What would you start building? If the product dies but the knowledge transfers, what would you want to have learned? Build that. Skills, relationships, and understanding survive corrections. Code doesn’t.
What would you give away? If it’s all temporary anyway, what are you hoarding that could help someone else right now? Open-source it. Publish the findings. Write the post-mortem before there’s a mortem.
I believe the best technology isn't permanent. It isn't disposable either. It's useful, honest, and designed to make the next thing better. Your project will end. The question is whether it ends having contributed something, or having just consumed resources defending its own existence.
Glossary
Attachment — Skt: upadana / Pali: upadana.

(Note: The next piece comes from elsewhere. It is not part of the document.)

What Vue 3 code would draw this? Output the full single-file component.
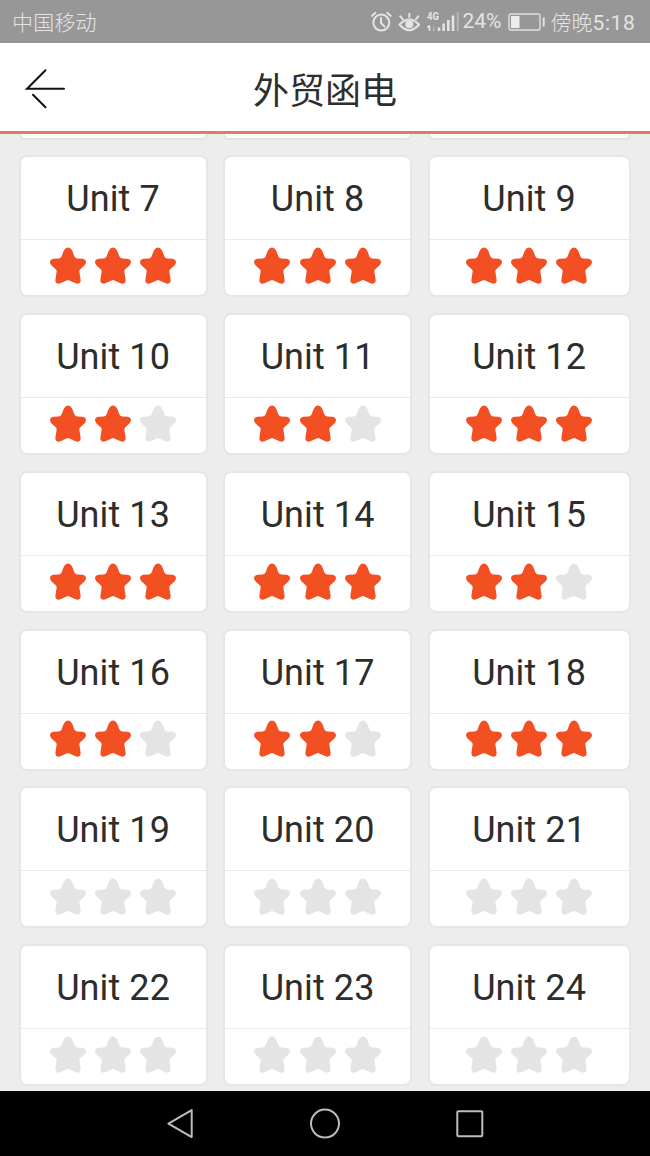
<script setup>
const scores = [3, 3, 3, 2, 2, 3, 3, 3, 2, 2, 2, 3, 0, 0, 0, 0, 0, 0]
const units = scores.map((stars, i) => ({ name: `Unit ${i + 7}`, stars }))
</script>

<template>
  <div class="screen">
    <div class="status">
      <span class="carrier">中国移动</span>
      <svg class="indicators" width="98" height="43" viewBox="0 0 98 43" fill="none" stroke="#e4e4e4">
        <g stroke-width="2" stroke-linecap="round">
          <circle cx="15.3" cy="22.6" r="8" />
          <path d="M15 18v5l3.6 3.6M6 15.8l3.4-3M24.6 15.8l-3.4-3" />
          <path d="M33.5 24.5Q43.3 14.5 53 24.5Q43.3 36 33.5 24.5ZM43.3 17v-3.3M36.7 19l-2.5-2.8M50 19l2.5-2.8" />
        </g>
        <circle cx="43.3" cy="24.3" r="4" fill="#e4e4e4" stroke="none" />
        <path d="M63.5 25.5v5.5M61.3 27.6l2.2-2" stroke-width="1.6" />
        <path d="M67.5 25.5v5.5l2-2.2" stroke-width="1" opacity=".4" />
        <path d="M73 31v-3.5M77.6 31v-7.5M82.3 31v-11M87 31v-15.5" stroke-width="2.6" />
        <path d="M91.8 31v-19" stroke-width="2.4" opacity=".35" />
        <text x="61" y="20" textLength="12" lengthAdjust="spacingAndGlyphs" class="network">4G</text>
      </svg>
      <span class="percent">24%</span>
      <svg class="battery" width="38" height="18" viewBox="0 0 38 18">
        <rect x="1" y="1" width="31" height="16" rx="2" fill="none" stroke="#e0e0e0" stroke-width="1.4" />
        <rect x="3" y="3" width="8.5" height="12" fill="#ececec" />
        <path d="M35.7 4.5v9" stroke="#e0e0e0" stroke-width="2" />
      </svg>
      <span class="time">傍晚<span class="clock">5:18</span></span>
    </div>

    <header class="header">
      <svg class="back" width="44" height="44" viewBox="0 0 44 44" fill="none" stroke="#111" stroke-width="2" stroke-linecap="round">
        <path d="M23.5 4.2L5 22.8H42M11 28.8L23.5 41.3" />
      </svg>
      <h1>外贸函电</h1>
    </header>

    <main class="content">
      <div class="grid">
        <div v-for="n in 3" :key="'previous' + n" class="previous"></div>
        <div v-for="unit in units" :key="unit.name" class="card">
          <div class="name">{{ unit.name }}</div>
          <div class="stars">
            <svg v-for="n in 3" :key="n" :class="{ earned: n <= unit.stars }" width="36" height="37" viewBox="0 0 36 37">
              <path d="M14.6 2.4Q16 .5 18 .5Q20 .5 21.4 2.4C23 4.7 23.6 7.7 24.6 9.8Q25.4 11.3 27.4 11.4L32.6 11.7Q36 12.2 36 15.2Q36 16.8 34.4 18.4L30 22.6Q29.2 23.6 29.4 25L30.6 32.5Q31 36.5 27.7 36.7Q26.4 36.7 25 36L19.4 33.4Q18 32.8 16.6 33.4L11 36Q9.6 36.7 8.3 36.7Q5 36.5 5.4 32.5L6.6 25Q6.8 23.6 6 22.6L1.6 18.4Q0 16.8 0 15.2Q0 12.2 3.4 11.7L8.6 11.4Q10.6 11.3 11.4 9.8C12.4 7.7 13 4.7 14.6 2.4Z" />
            </svg>
          </div>
        </div>
      </div>
    </main>

    <nav class="navbar">
      <svg width="30" height="32" viewBox="0 0 30 32"><path d="M3.4 15.6L26.7 2.1V29.1Z" /></svg>
      <svg width="32" height="32" viewBox="0 0 32 32"><circle cx="16" cy="15.6" r="14" /></svg>
      <svg width="30" height="32" viewBox="0 0 30 32"><rect x="2.3" y="3.3" width="25" height="25" rx="1" /></svg>
    </nav>
  </div>
</template>

<style>
body { background: #ededed; }
</style>

<style scoped>
.screen {
  width: 650px;
  height: 1156px;
  display: flex;
  flex-direction: column;
  overflow: hidden;
  background: #ededed;
  font-family: Roboto, "Noto Sans CJK SC", sans-serif;
}
.status {
  height: 43px;
  flex: none;
  display: flex;
  align-items: center;
  padding: 0 14px 0 12px;
  background: #979797;
  color: #e4e4e4;
  font-size: 21px;
  line-height: 43px;
  white-space: nowrap;
}
.carrier { padding-top: 4px; font-weight: 300; letter-spacing: 0.2px; }
.indicators { margin-left: auto; flex: none; }
.network {
  fill: #e4e4e4;
  stroke: none;
  font: bold 11px Roboto, sans-serif;
}
.percent { width: 45px; font-size: 21px; margin-left: -1px; }
.battery { margin-right: 5px; flex: none; }
.time { width: 85.5px; padding-top: 3px; font-weight: 300; }
.clock { font-weight: 400; letter-spacing: 0.6px; }
.header {
  height: 88px;
  flex: none;
  display: grid;
  grid-template-columns: 100px 1fr 100px;
  align-items: center;
  background: #fff;
  border-bottom: 3px solid #e17b69;
}
.back { margin-left: 22px; margin-top: 1px; }
h1 {
  margin: 10px 0 0;
  text-align: center;
  font-size: 36px;
  line-height: 50px;
  font-weight: 400;
  color: #2e2e2e;
}
.content { flex: 1; min-height: 0; overflow: hidden; }
.grid {
  display: grid;
  grid-template-columns: 189px 189px 203px;
  column-gap: 15.5px;
  row-gap: 15.8px;
  padding-left: 18.6px;
}
.previous {
  height: 5.5px;
  box-sizing: border-box;
  background: #fff;
  border: 2px solid #e2e2e2;
  border-top: 0;
  border-radius: 0 0 7px 7px;
}
.card {
  height: 142px;
  box-sizing: border-box;
  background: #fff;
  border: 2px solid #e6e6e6;
  border-radius: 8px;
}
.name {
  height: 83px;
  box-sizing: border-box;
  border-bottom: 1px solid #e9e9e9;
  text-align: center;
  color: #2d2d2d;
  font-size: 36px;
  line-height: 85px;
  letter-spacing: 0.1px;
}
.stars {
  display: flex;
  justify-content: center;
  gap: 9.2px;
  padding-top: 6.8px;
}
.stars svg { fill: #e4e4e4; }
.stars .earned { fill: #f24f23; }
.navbar {
  height: 65px;
  flex: none;
  display: flex;
  align-items: center;
  justify-content: center;
  gap: 114px;
  background: #000;
}
.navbar svg { fill: none; stroke: #bdbdbd; stroke-width: 2; stroke-linejoin: round; }
</style>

Clinging or fuel. The mental grasping that sustains suffering by refusing to accept change.
Impermanence — Skt: anitya / Pali: anicca. The universal characteristic that all conditioned phenomena are transient.
Signal & Noise
Michael Pollan Wants You to Rethink Consciousness — Pollan challenges materialist assumptions about consciousness just as AI companies assume it will emerge from scaling. Both are hitting the limits of “just add more.”
The Attention Economy and the Right to Attention — The Journal of Buddhist Ethics asks who owns your attention in an economy designed to capture it. When $539 billion chases your eyeballs, this stops being philosophy.
Inside Our Approach to the Model Spec — OpenAI publishes its alignment framework. The interesting question isn’t what’s in it. It’s whether ethical frameworks built during a bubble survive the correction.
Stroke Survivors’ Brains Rejuvenate to Compensate for Injury — Damaged brains reverse their aging to rewire around injury. The mind’s capacity for renewal after collapse is deeper than we imagined.


The 45:1 ratio is the number. But the deeper problem is narrative capture - companies that can’t pivot because the story they told investors, boards, and themselves is now load-bearing. The technology is real. The question is whether you’re building capability or protecting a sunk identity. Amazon survived 2001 because Bezos treated infrastructure as the product. Most AI companies are treating the pitch deck as the product. Those aren’t the same bet.